Abraham’s journey looked like this: Arrive at a new place, encounter the Lord, receive God’s promise, and build an altar.
He responded to the Lord in every place and every season with sacrificial obedience and worship.
May this be me.
In hard places and comfy places, in every season, in each situation my response should be an altar: A commitment. A laying down. An act of sacrifice. A devotion to worship.
So I do this: I seek out mementos and build memorials, choose a Scripture, write a prayer, repeat a song. I set my heart on re-dedication and re-commitment to follow the Lord wherever He calls me to go.
Here’s something else I see about Abraham, though–he returns.
In Genesis 12, it says:
The Lord appeared to Abram and said, “To your offspring I will give this land.” So he built an altar there to the Lord who had appeared to him. 8 From there he moved on to the hill country east of Bethel and pitched his tent…. He built an altar to the Lord there, and he called on the name of the Lord. 9 Then Abram journeyed by stages to the Negev (Genesis 12:7-9 CSB).

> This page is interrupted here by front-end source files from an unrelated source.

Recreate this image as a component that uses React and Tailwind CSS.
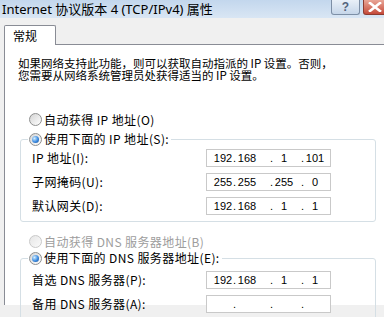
import React from 'react';

const cjk = "font-['Noto_Sans_CJK_SC',sans-serif]";

const Radio = ({ checked, disabled }) => (
  <span
    className={
      disabled
        ? 'flex h-[13px] w-[13px] shrink-0 items-center justify-center rounded-full border border-[#c9c9c9] bg-gradient-to-br from-[#e6e6e6] to-[#fafafa]'
        : 'flex h-[13px] w-[13px] shrink-0 items-center justify-center rounded-full border border-[#8e8f8f] bg-gradient-to-br from-[#d4d4d4] to-[#ffffff]'
    }
  >
    {checked && (
      <span className="h-[7px] w-[7px] rounded-full bg-[radial-gradient(circle_at_35%_35%,#d6f0ff,#3b8ae0_55%,#174a8c)]" />
    )}
  </span>
);

const RadioRow = ({ label, checked, disabled, className = '' }) => (
  <div className={`flex h-[16px] items-center gap-[2px] ${className}`}>
    <Radio checked={checked} disabled={disabled} />
    <span className={disabled ? 'whitespace-nowrap tracking-[0.4px] text-[#9d9d9d]' : 'whitespace-nowrap tracking-[0.4px] text-black'}>
      {label}
    </span>
  </div>
);

const IpBox = ({ parts = ['', '', '', ''] }) => (
  <div className="flex h-[18px] w-[125px] shrink-0 items-center border border-[#c9c9c9] bg-white pl-[6px] font-['Liberation_Sans',sans-serif] text-[11px] leading-[16px] text-black">
    <span className="w-[20px] text-center">{parts[0]}</span>
    <span className="w-[4px]">.</span>
    <span className="w-[20px] text-center">{parts[1]}</span>
    <span className="ml-[13px] w-[4px]">.</span>
    <span className="w-[20px] text-center">{parts[2]}</span>
    <span className="ml-[7px] w-[4px]">.</span>
    <span className="w-[20px] text-center">{parts[3]}</span>
  </div>
);

const Row = ({ label, parts }) => (
  <div className="flex h-[18px] items-center">
    <span className="w-[174px] whitespace-nowrap tracking-[0.4px]">{label}</span>
    <IpBox parts={parts} />
  </div>
);

const Group = ({ legend, className = '', children }) => (
  <fieldset className={`ml-[15px] w-[356px] rounded-[3px] border border-[#d5dfe5] pb-[6px] pl-[11px] ${className}`}>
    <legend className="-ml-[4px] pl-[1px] pr-[2px]">
      <RadioRow label={legend} checked />
    </legend>
    {children}
  </fieldset>
);

export default function App() {
  return (
    <div className={`h-[317px] w-[384px] overflow-hidden bg-[#f0f0f0] text-[12px] leading-[12px] text-black ${cjk}`}>
      {/* title bar */}
      <div className="flex h-[18px] items-start overflow-hidden bg-gradient-to-b from-[#c3d7ed] to-[#d9e6f4]">
        <div className="min-w-0 flex-1 whitespace-nowrap pl-[2px] pt-[1px] font-['Noto_Sans','Noto_Sans_CJK_SC',sans-serif] text-[13px] leading-[16px] text-black">
          Internet 协议版本 4 (TCP/IPv4) 属性
        </div>
        <div className="flex h-[15px] w-[29px] shrink-0 items-center justify-center rounded-b-[3px] border border-t-0 border-[#7d8fa6] bg-gradient-to-b from-[#e9f0f8] to-[#c6d6e9] font-['Liberation_Sans',sans-serif] text-[12px] font-bold leading-none text-[#53647c]">
          ?
        </div>
        <div className="-mr-[3px] ml-[3px] flex h-[15px] w-[24px] shrink-0 items-center justify-center rounded-b-[3px] border border-t-0 border-[#8d3b30] bg-gradient-to-b from-[#e8a597] to-[#c4493a]">
          <svg width="14" height="10" viewBox="0 0 14 10">
            <path d="M2 1 L12 9 M12 1 L2 9" stroke="#ffffff" strokeWidth="2.6" strokeLinecap="square" />
          </svg>
        </div>
      </div>

      {/* tabs */}
      <div className="mt-[7px] flex h-[20px]">
        <div className="ml-[4px] flex w-[52px] items-center rounded-t-[2px] border border-b-0 border-[#898c95] bg-white pl-[8px]">
          常规
        </div>
        <div className="flex-1 border-b border-[#898c95]" />
      </div>

      {/* page */}
      <div className="ml-[4px] flex h-[260px] flex-col border-l border-[#898c95] bg-white">
        <div className="ml-[13px] mt-[12px] flex flex-col whitespace-nowrap text-[11.5px]">
          <div className="h-[12px] leading-[12px]">如果网络支持此功能，则可以获取自动指派的 IP 设置。否则，</div>
          <div className="h-[12px] leading-[12px]">您需要从网络系统管理员处获得适当的 IP 设置。</div>
        </div>

        <RadioRow className="ml-[24px] mt-[32px]" label="自动获得 IP 地址(O)" />

        <Group className="mt-[5px]" legend="使用下面的 IP 地址(S):">
          <div className="mt-[2px] flex flex-col gap-[6px]">
            <Row label="IP 地址(I):" parts={['192', '168', '1', '101']} />
            <Row label="子网掩码(U):" parts={['255', '255', '255', '0']} />
            <Row label="默认网关(D):" parts={['192', '168', '1', '1']} />
          </div>
        </Group>

        <RadioRow className="ml-[24px] mt-[13px]" label="自动获得 DNS 服务器地址(B)" disabled />

        <Group className="mt-[2px]" legend="使用下面的 DNS 服务器地址(E):">
          <div className="mt-[5px] flex flex-col gap-[6px]">
            <Row label="首选 DNS 服务器(P):" parts={['192', '168', '1', '1']} />
            <Row label="备用 DNS 服务器(A):" />
          </div>
        </Group>
      </div>
    </div>
  );
}
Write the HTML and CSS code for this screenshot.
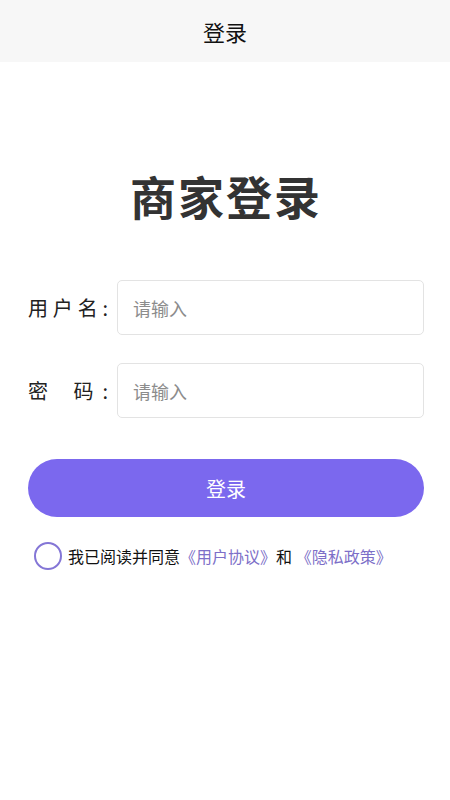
FILE: index.html
```html
<!DOCTYPE html>
<html lang="zh">
<head>
<meta charset="utf-8">
<link rel="stylesheet" href="styles.css">
</head>
<body>
<header class="topbar">登录</header>
<main class="page">
  <h1 class="title">商家登录</h1>
  <div class="row">
    <div class="label"><span>用</span><span>户</span><span>名</span><span>:</span></div>
    <input class="field" type="text" placeholder="请输入">
  </div>
  <div class="row row-second">
    <div class="label"><span>密</span><span>码&nbsp;&nbsp;:</span></div>
    <input class="field" type="password" placeholder="请输入">
  </div>
  <button class="btn">登录</button>
  <div class="agree">
    <span class="check"></span>
    <span class="agree-text">我已阅读并同意<span class="link">《用户协议》</span>和 <span class="link">《隐私政策》</span></span>
  </div>
</main>
</body>
</html>
```
FILE: styles.css
```css
* { box-sizing: border-box; }
body {
  margin: 0;
  background: #fff;
  font-family: "Noto Sans CJK SC", "Noto Sans", sans-serif;
  color: #222;
}
.topbar {
  height: 62px;
  line-height: 62px;
  background: #f7f7f7;
  text-align: center;
  font-size: 22px;
  color: #111;
}
.page {
  padding: 0 26px 0 28px;
}
.title {
  margin: 105px 0 0;
  text-align: center;
  font-size: 46px;
  line-height: 56px;
  font-weight: 700;
  color: #333;
  letter-spacing: 2px;
}
.row {
  display: flex;
  align-items: center;
  margin-top: 57px;
}
.row-second { margin-top: 28px; }
.label {
  width: 80px;
  margin-right: 9px;
  display: flex;
  justify-content: space-between;
  font-size: 20px;
  color: #222;
}
.field {
  flex: 1;
  height: 55px;
  border: 1px solid #e3e3e3;
  border-radius: 5px;
  padding: 0 15px;
  font-family: "Noto Sans CJK SC", "Noto Sans", sans-serif;
  font-size: 18px;
  color: #333;
  outline: none;
  background: #fff;
}
.field::placeholder { color: #8c8c8c; }
.btn {
  display: block;
  width: 100%;
  height: 58px;
  margin-top: 41px;
  border: none;
  border-radius: 29px;
  background: #7b68ee;
  color: #fff;
  font-family: "Noto Sans CJK SC", "Noto Sans", sans-serif;
  font-size: 20px;
}
.agree {
  display: flex;
  align-items: center;
  margin-top: 25px;
  padding-left: 6px;
}
.check {
  width: 28px;
  height: 28px;
  border: 2.5px solid #8476d6;
  border-radius: 50%;
  margin-right: 6px;
  flex: none;
}
.agree-text {
  font-size: 16px;
  color: #111;
}
.link { color: #7d6fc8; }
```
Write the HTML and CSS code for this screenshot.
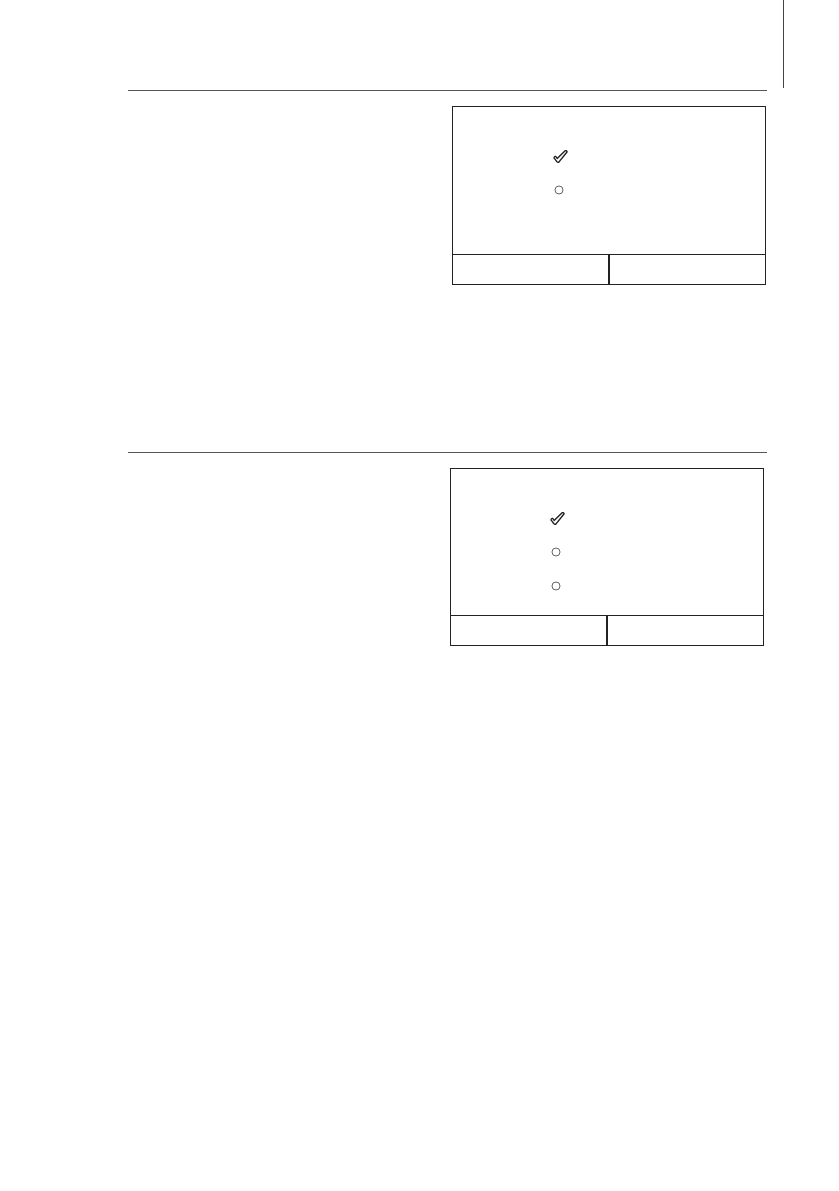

From there, Abraham encountered some difficulties.
There was a famine, so he left the land of Promise and headed to Egypt. He was afraid. He lied to Pharaoh about Sarai and said she was his sister. After Egypt, Abraham is plagued with family drama. Lot’s servants and Abraham’s servants couldn’t work together anymore, so they separated.
So much had happened since Bethel: fear, sin, wandering, strife, separation.
That’s when Abraham goes back:
He went by stages from the Negev to Bethel, to the place between Bethel and Ai where his tent had formerly been, 4 to the site where he had built the altar. And Abram called on the name of the Lord there (Genesis 13:3-4 CSB).
Maybe sometimes a favorite mug with my favorite tea is a pick-me-up for a dreary day….but also a favorite verse, devotional, worship song, prayer practice, or spiritual discipline helps to pull my heart back to the Lord.
It’s because I wander or get lost or grow weary. I certainly am forgetful. I sin.
So I travel back to my “Bethel,” the place where I’ve encountered the Lord. And I seek Him there again. I call on His name once more.